The Stereolithography process (SLA) uses a printing material called liquid resin, which is solidified with UV light. Since this first advancement, new additive manufacturing techniques have emerged over the years. In 1988, Professor Carl Deckard of the University of Texas filed a patent for a technology called Selective Laser Sintering (SLS), which is based on the fusion of a plastic powder using a laser. Soon after, Scott Crump, founder of Stratasys, developed the first 3D printers that worked by extruding plastic filament. This technique was patented as Fused Deposition Modeling (FDM) and is now one of the most popular printing technologies due to it being easy to handle and because of its relatively low cost.
Since the 1990s, additive manufacturing has continued to take off with the introduction of innovative technologies. Some examples of these technologies can be seen with powder binding, invented by ZCorp, which uses mineral powder, a binder, and colored inks; Or, material jetting (PolyJet), created by Israeli company Objet, which takes thousands of fine droplets of polymers that are solidified through the flash of a light. When focusing on SLS, this technology gave birth to additive metal fabrication with an array of technologies such as direct metal laser sintering (Marketed by actors such as Phénix Systems, SLM Solutions or Concept Laser) or electron beam melting (E-BEAM), which was developed by Swedish company Arcam in the 2000s.

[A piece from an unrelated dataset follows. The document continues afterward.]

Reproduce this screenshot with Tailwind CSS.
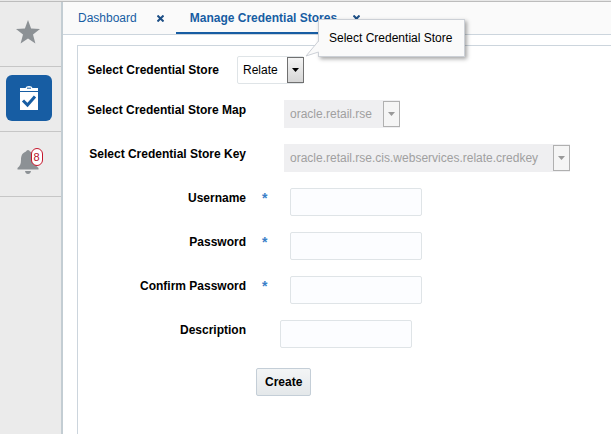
<!DOCTYPE html>
<html lang="en">

<head>
    <meta charset="UTF-8">
    <meta name="viewport" content="width=device-width, initial-scale=1.0">
    <title>Manage Credential Stores</title>
    <script src="https://cdn.jsdelivr.net/npm/@tailwindcss/browser@4"></script>
</head>

<body class="bg-white min-h-screen flex flex-col overflow-hidden font-['Liberation_Sans',Arial,sans-serif] text-xs text-black">
    <div class="h-[2px] bg-[#e8e8e8] border-b border-[#bcbcbc]"></div>
    <div class="flex flex-1">
        <!-- Sidebar -->
        <nav class="w-[63px] shrink-0 bg-[#ebebeb] border-r-2 border-[#c3cdd3]">
            <a href="#" aria-label="Favorites" class="flex h-[65px] items-center justify-center pr-1.5 pb-1 border-b border-[#c6c6c6]">
                <svg class="size-6" viewBox="0 0 24 24" fill="#8c9195">
                    <path d="M12 0l3.1 8.6 8.9.3-7 5.6 2.4 9L12 18.4l-7.4 5.1 2.4-9-7-5.6 8.9-.3z" />
                </svg>
            </a>
            <a href="#" aria-label="Tasks" class="flex h-[65px] items-center justify-center pr-1 pb-0.5 border-b border-[#c6c6c6]">
                <span class="flex size-[46px] items-center justify-center rounded-md bg-[#175da3]">
                    <svg class="h-6 w-[18px]" viewBox="0 0 18 24">
                        <path d="M0 6h18v18H0zM0 2h5.500q.5-2 3.500-2t3.500 2H18v3H0z" fill="#fff" />
                        <path d="M7 2.200h4" stroke="#175da3" />
                        <path d="M3 14.500l4.500 4.500L15 10.500" fill="none" stroke="#175da3" stroke-width="3" />
                    </svg>
                </span>
            </a>
            <a href="#" aria-label="Notifications" class="flex h-[65px] items-center justify-center pr-1.5 pb-1 border-b border-[#c6c6c6]">
                <span class="relative">
                    <svg class="h-6 w-[22px]" viewBox="0 0 22 24" fill="#8c9195">
                        <path d="M11 0q1.500 0 2 1.500C17 3 18 6 18 10c0 4 1 6 3.500 8v1.500H.5V18C3 16 4 14 4 10c0-4 1-7 5-8.500Q9.500 0 11 0zM8 21h6q-.5 3-3 3t-3-3z" />
                    </svg>
                    <span class="absolute -top-0.5 left-3.5 flex h-[18px] w-3 items-center justify-center rounded-full border border-[#c4162c] bg-white text-[11px] text-[#b5122b]">8</span>
                </span>
            </a>
        </nav>

        <main class="flex min-w-0 flex-1 flex-col">
            <!-- Tabs -->
            <div class="flex h-[33px] bg-[#fafafa] border-b border-[#ccd5dd] text-[#175da3]">
                <div class="flex items-center gap-5 pl-[15px] pr-3">
                    <a href="#">Dashboard</a>
                    <button type="button" aria-label="Close Dashboard">
                        <svg class="size-[7px]" viewBox="0 0 7 7" stroke="#1d4f86" stroke-width="2"><path d="M.5.5l6 6M6.500.5l-6 6" /></svg>
                    </button>
                </div>
                <div class="flex items-center gap-4 border-b-2 border-[#175da3] px-3.5 pt-0.5">
                    <a href="#" class="font-bold">Manage Credential Stores</a>
                    <button type="button" aria-label="Close Manage Credential Stores">
                        <svg class="size-[7px]" viewBox="0 0 7 7" stroke="#1d4f86" stroke-width="2"><path d="M.5.5l6 6M6.500.5l-6 6" /></svg>
                    </button>
                </div>
            </div>

            <form class="mt-2.5 ml-3.5 flex flex-1 flex-col gap-4 border-t border-l border-[#ccd5dd] pt-2.5">
                <div class="flex">
                    <label for="store" class="w-[141px] pt-1.5 text-right font-bold">Select Credential Store</label>
                    <div class="relative ml-[18px]">
                        <select id="store" class="h-7 min-w-[67px] appearance-none rounded-xs border border-[#dfe4e7] bg-white pl-[5px] pr-6">
                            <option>Relate</option>
                        </select>
                        <span class="pointer-events-none absolute top-px right-0 flex h-[26px] w-[17px] items-center justify-center border border-[#707070] bg-linear-to-b from-[#f4f4f4] to-[#d6d6d6]">
                            <svg class="h-1 w-[7px]" viewBox="0 0 7 4"><path d="M0 0h7L3.500 4z" /></svg>
                        </span>
                        <!-- Tooltip -->
                        <div role="tooltip" class="absolute -top-[37px] left-[81px] border border-[#ccd0d6] bg-[#fafafa] py-2.5 pl-2.5 pr-3 leading-4 whitespace-nowrap shadow-[2px_2px_4px_rgba(0,0,0,0.35)]">
                            Select Credential Store
                            <svg class="absolute top-[21px] -left-[14px] h-4 w-3.5" viewBox="0 0 14 16">
                                <path d="M14 0L1 15l13-4z" fill="#fafafa" />
                                <path d="M13.500 0L1 15l12.500-4" fill="none" stroke="#ccd0d6" />
                            </svg>
                        </div>
                    </div>
                </div>

                <div class="flex">
                    <label for="map" class="w-[168px] pt-0.5 text-right font-bold">Select Credential Store Map</label>
                    <div class="relative ml-[38px]">
                        <select id="map" disabled class="h-7 min-w-[116px] appearance-none bg-[#efeff1] pl-1.5 pr-6 text-[#a0a0a0] opacity-100">
                            <option>oracle.retail.rse</option>
                        </select>
                        <span class="pointer-events-none absolute top-px right-0 flex h-[26px] w-[17px] items-center justify-center border border-[#b0b0b0] bg-[#f5f5f5]">
                            <svg class="h-1 w-[7px]" viewBox="0 0 7 4" fill="#999"><path d="M0 0h7L3.500 4z" /></svg>
                        </span>
                    </div>
                </div>

                <div class="flex">
                    <label for="key" class="w-[168px] pt-0.5 text-right font-bold">Select Credential Store Key</label>
                    <div class="relative ml-[38px]">
                        <select id="key" disabled class="h-7 min-w-[286px] appearance-none bg-[#efeff1] pl-1.5 pr-6 text-[#a0a0a0] opacity-100">
                            <option>oracle.retail.rse.cis.webservices.relate.credkey</option>
                        </select>
                        <span class="pointer-events-none absolute top-px right-0 flex h-[26px] w-[17px] items-center justify-center border border-[#b0b0b0] bg-[#f5f5f5]">
                            <svg class="h-1 w-[7px]" viewBox="0 0 7 4" fill="#999"><path d="M0 0h7L3.500 4z" /></svg>
                        </span>
                    </div>
                </div>

                <div class="flex">
                    <label for="username" class="w-[168px] pt-0.5 text-right font-bold">Username</label>
                    <span class="w-11 pl-4 text-sm font-bold text-[#3a7fc8]">*</span>
                    <input id="username" type="text" required class="h-7 w-[132px] rounded-xs border border-[#dfe4e7] bg-[#fcfdff] px-1.5">
                </div>

                <div class="flex">
                    <label for="password" class="w-[168px] pt-0.5 text-right font-bold">Password</label>
                    <span class="w-11 pl-4 text-sm font-bold text-[#3a7fc8]">*</span>
                    <input id="password" type="password" required class="h-7 w-[132px] rounded-xs border border-[#dfe4e7] bg-[#fcfdff] px-1.5">
                </div>

                <div class="flex">
                    <label for="confirm" class="w-[168px] pt-0.5 text-right font-bold">Confirm Password</label>
                    <span class="w-11 pl-4 text-sm font-bold text-[#3a7fc8]">*</span>
                    <input id="confirm" type="password" required class="h-7 w-[132px] rounded-xs border border-[#dfe4e7] bg-[#fcfdff] px-1.5">
                </div>

                <div class="flex">
                    <label for="description" class="w-[168px] pt-0.5 text-right font-bold">Description</label>
                    <input id="description" type="text" class="ml-[34px] h-7 w-[132px] rounded-xs border border-[#dfe4e7] bg-[#fcfdff] px-1.5">
                </div>

                <div class="mt-1 pl-[178px]">
                    <button type="button" class="h-7 rounded-xs border border-[#c4ced7] bg-linear-to-b from-[#f3f5f6] to-[#e4e8ea] px-2 font-bold">Create</button>
                </div>
            </form>
        </main>
    </div>
</body>

</html>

The development of 3D printing materials has varied over the years. Some have improved over time and others have developed or have just emerged with the advent of new technologies. From plastic to metal, to surprising materials such as edibles and even the ashes of the deceased; each material meets specific needs and often adapts to a particular technology.
New formats and materials are constantly being developed into different formats such as resins for DLP and SLA technologies, filaments for FDM technologies or metal powders for DMLS technologies. These innovations in material enable the development of more resistant models with a higher print quality. Currently, the market for 3D printing materials has a significant reach and is still growing. Many players are betting on its development and it is expected that by 2021, the 3D materials market will reach a value of $1.4 billion.